DIB-DOB, DIB-DOB
NEWPORT'S 7TH BOY SCOUTS

By Jim Dyer

© Jim Dyer 2012

This was the cry of the 7th Newport Scouts when they met on a Friday evening at the Central YMCA building at the bottom of Commercial Street – that is apart from Bob-A-Job week! I joined in the late 'fifties with my brand spanking new woggle, neckerchief and dark blue blouse. Why I joined I will never know but it lasted for a few years. They say that uniforms attract the ladies. It was considered more up-market than the Boys Brigade!

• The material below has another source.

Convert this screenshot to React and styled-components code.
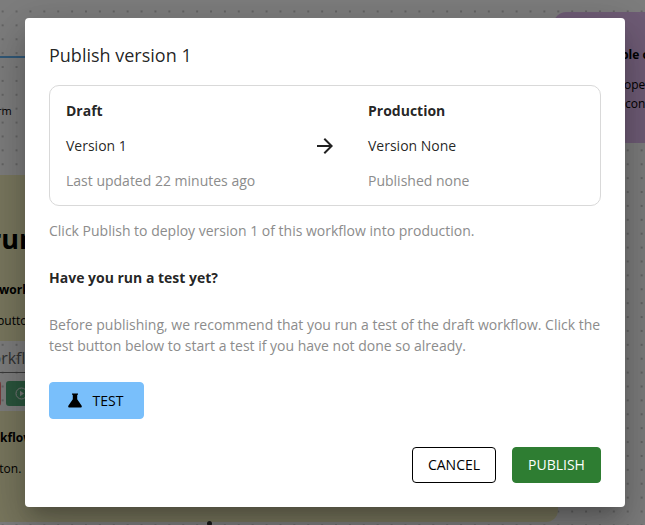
import React from "react";
import styled, { createGlobalStyle } from "styled-components";

const GlobalStyle = createGlobalStyle`
  * { box-sizing: border-box; }
  body { margin: 0; font-family: "Open Sans", sans-serif; overflow: hidden; }
  p, h2, h3 { margin: 0; }
`;

const Canvas = styled.div`
  position: relative;
  width: 645px;
  height: 525px;
  overflow: hidden;
  background-color: #fafafa;
  background-image: radial-gradient(circle, #999 0.4px, transparent 1px);
  background-size: 13.9px 13.9px;
  background-position: -4.3px 4.5px;
`;

const Note = styled.section`
  position: absolute;
  left: ${(p) => p.$x}px;
  top: ${(p) => p.$y}px;
  width: ${(p) => p.$w}px;
  height: ${(p) => p.$h}px;
  border-radius: 12px;
  background: ${(p) => p.$color};
`;

const CanvasText = styled.span`
  position: absolute;
  left: ${(p) => p.$x}px;
  top: ${(p) => p.$y}px;
  font-size: ${(p) => p.$size || 12}px;
  font-weight: ${(p) => (p.$bold ? 700 : 400)};
  line-height: 20px;
  color: ${(p) => p.$color || "#000"};
  white-space: nowrap;
`;

const Edge = styled.div`
  position: absolute;
  left: 0;
  top: 55.5px;
  width: 80px;
  height: 2px;
  background: #62b0ee;
`;

const NodeLine = styled.div`
  position: absolute;
  left: 0;
  top: 372px;
  width: 80px;
  height: 1px;
  background: #777;
`;

const NodeButton = styled.div`
  position: absolute;
  left: ${(p) => p.$x}px;
  top: 381px;
  width: ${(p) => p.$w}px;
  height: 25px;
  display: flex;
  align-items: center;
  padding-left: 9px;
  border-radius: 3px;
  background: ${(p) => p.$color};
`;

const Handle = styled.div`
  position: absolute;
  left: 207px;
  top: 521px;
  width: 5px;
  height: 5px;
  border-radius: 50%;
  background: #333;
`;

const Backdrop = styled.div`
  position: absolute;
  inset: 0;
  display: flex;
  align-items: flex-start;
  justify-content: center;
  padding: 18px 5px 0 10px;
  background: rgba(0, 0, 0, 0.5);
`;

const Dialog = styled.div`
  width: 600px;
  height: 489px;
  padding: 24px;
  border-radius: 4px;
  background: #fff;
  color: rgba(0, 0, 0, 0.87);
  display: flex;
  flex-direction: column;
  align-items: stretch;
  box-shadow: 0 11px 15px -7px rgba(0, 0, 0, 0.2),
    0 24px 38px 3px rgba(0, 0, 0, 0.14), 0 9px 46px 8px rgba(0, 0, 0, 0.12);
`;

const Title = styled.h2`
  font-size: 18px;
  line-height: 27px;
  font-weight: 400;
`;

const VersionCard = styled.div`
  display: grid;
  grid-template-columns: 247px 55px 1fr;
  align-items: center;
  height: 121px;
  margin-top: 16px;
  padding: 0 16px;
  border: 1px solid #d9d9d9;
  border-radius: 10px;
`;

const Version = styled.div`
  display: flex;
  flex-direction: column;
  gap: 14px;
`;

const Text = styled.p`
  font-size: 14px;
  line-height: 21px;
  font-weight: ${(p) => (p.$bold ? 700 : 400)};
  color: ${(p) => (p.$muted ? "#8c8c8c" : "rgba(0, 0, 0, 0.87)")};
`;

const Intro = styled(Text)`
  margin-top: 14px;
`;

const Question = styled(Text)`
  margin-top: 26px;
`;

const Advice = styled(Text)`
  margin-top: 26px;
`;

const Button = styled.button`
  display: flex;
  align-items: center;
  justify-content: center;
  width: ${(p) => p.$w}px;
  height: 36px;
  padding: 0;
  border: 1px solid ${(p) => p.$border || p.$bg};
  border-radius: 4px;
  background: ${(p) => p.$bg};
  color: ${(p) => p.$color || "#000"};
  font: 400 14px/24px "Open Sans", sans-serif;
`;

const TestButton = styled(Button)`
  height: 37px;
  margin-top: 26px;
  padding-right: 2px;
  gap: 11px;
`;

const Actions = styled.div`
  display: flex;
  justify-content: flex-end;
  gap: 16px;
  margin-top: 28px;
`;

const FlaskIcon = () => (
  <svg width="14" height="15" viewBox="0 0 14 15">
    <path d="M4 .5h6v1.300h-.8v4.400l4.300 6.300c.7 1.100.1 2-.9 2H1.400c-1 0-1.600-.9-.9-2l4.300-6.300V1.800H4z" />
  </svg>
);

const ArrowIcon = () => (
  <svg width="24" height="24" viewBox="0 0 24 24" fill="rgba(0,0,0,.87)">
    <path d="m12 4-1.410 1.410L16.170 11H4v2h12.170l-5.580 5.590L12 20l8-8z" />
  </svg>
);

const PlayIcon = () => (
  <svg width="13" height="13" viewBox="0 0 13 13">
    <circle cx="6.500" cy="6.500" r="5.500" fill="none" stroke="#eee" />
    <path d="M5 3.800v5.400L9 6.500z" fill="#eee" />
  </svg>
);

export default function App() {
  return (
    <>
      <GlobalStyle />
      <Canvas>
        <Edge />
        <CanvasText $x={-3} $y={101} $size={11}>rm</CanvasText>
        <Note $x={-30} $y={175} $w={588} $h={166} $color="#f2efbc" />
        <Note $x={-30} $y={411} $w={588} $h={111} $color="#f2efbc" />
        <Note $x={554} $y={12} $w={120} $h={131} $color="#dfb8ed" />
        <CanvasText $x={-11} $y={229} $size={27} $bold>run</CanvasText>
        <CanvasText $x={-1} $y={280} $bold>workflow</CanvasText>
        <CanvasText $x={-3} $y={311}>button</CanvasText>
        <CanvasText $x={-8.5} $y={348} $size={16} $color="#666">orkflow</CanvasText>
        <NodeLine />
        <NodeButton $x={-20} $w={21} $color="#ee7b7b" />
        <NodeButton $x={6} $w={70} $color="#55aa7b"><PlayIcon /></NodeButton>
        <CanvasText $x={0} $y={428} $bold>kflow</CanvasText>
        <CanvasText $x={-5} $y={459}>tton.</CanvasText>
        <CanvasText $x={621} $y={45} $bold>ble of</CanvasText>
        <CanvasText $x={624} $y={75}>oper</CanvasText>
        <CanvasText $x={625} $y={94}>cont</CanvasText>
        <Handle />
        <Backdrop>
          <Dialog role="dialog">
            <Title>Publish version 1</Title>
            <VersionCard>
              <Version>
                <Text $bold>Draft</Text>
                <Text>Version 1</Text>
                <Text $muted>Last updated 22 minutes ago</Text>
              </Version>
              <ArrowIcon />
              <Version>
                <Text $bold>Production</Text>
                <Text>Version None</Text>
                <Text $muted>Published none</Text>
              </Version>
            </VersionCard>
            <Intro $muted>Click Publish to deploy version 1 of this workflow into production.</Intro>
            <Question as="h3" $bold>Have you run a test yet?</Question>
            <Advice $muted>
              Before publishing, we recommend that you run a test of the draft workflow. Click the
              test button below to start a test if you have not done so already.
            </Advice>
            <TestButton $w={95} $bg="#79bffb"><FlaskIcon />TEST</TestButton>
            <Actions>
              <Button $w={84} $bg="#fff" $border="#000">CANCEL</Button>
              <Button $w={89} $bg="#2e7d32" $color="#fff">PUBLISH</Button>
            </Actions>
          </Dialog>
        </Backdrop>
      </Canvas>
    </>
  );
}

Most of the meetings followed the same pattern of Baden-Powell's system identified in Scouting For Boys. Each lad would be allocated a patrol, and for me it was Hawk Patrol. In this desirous company we learned how to make knots, how to bandage and scores of other minutiae. My claim to fame was that I acted as Patrol Captain once and had to report to 'Skip' at the beginning of the evening. 'Hawk Patrol reporting for duty, Sir.'   

After this we would return to our patrols for whatever, I can't remember. The rest of the time was taken-up with games and singing around a camp-fire – Ging-Gang- Goolie. That song I will never forget.

Bob-A-Job week of course was a nightmare to find people to con out of cash but intermixed with this was involvement with the annual Street Collection around Newport. I hated being dressed in my short pants and clutching a money tin stuck outside Woolworth's.

After learning my scout's promise by heart, I was set to task on my first badge, the Tenderfoot. This included knots, which I was relatively good at. I passed and felt proud when I received my badge. This was as far as I went with badges though. I did the first stages of the second class but that was it. My days at scouts were nearly finished.

The main thrust of the year was the annual camp held at Llangynydr, in the Brecon Beacons. I had to go but dreaded it when we arrived. Based in a large field, skirted by forest and the River Usk flowing at the bottom, we pitched our large Bell tents. As a lad of about eleven this was shock to my system only having the bare necessities to live on. The camp fire was arranged and our sleeping bags dumped inside. Now this reminds me that in fact my sleeping bag was only the ground sheet but my mother thought it was. No feather stuffing and togs never counted! It was cold basically sleeping only in tarpaulin. I can smell it now! Imagine a week of this.

After a few days it was getting to me – I was homesick. One task was to comb the forest for sticks to cook some waffles on. I never mastered this, or the cooking. The routine was pretty boring and I could find no fun in it all. Out of the camp-site was a solitary shop post office. I recall venturing there for a bottle of pop but my mind was filling with escape strategy.

Things for me came to a head during a game of baseball when at first base I started crying. Though it had been raining for days today it was wet. I think the parents came and when I saw mam and dad I burst out sobbing (this seemed a regular part of my make-up). Skip came over quickly and eventually he talked me through it. So I slipped back into camp routine for the next few days. The names of some of those boys there I vaguely remember – 'Inky' England from the Gaer, Brent Munday, two Gallagher brothers from Maesglas, and others.

The day came, of course, when the tents were folded and the camp-fires extinguished. Hooray.! The final night's sing-song around the large central camp-fire went smoothly so the next day we spent the morning packing the gear into the big Pickford's furniture van. Piling-in behind it we set-off down the valley's road back to dear old Newport.

That was the end of the Boy Scout's for me!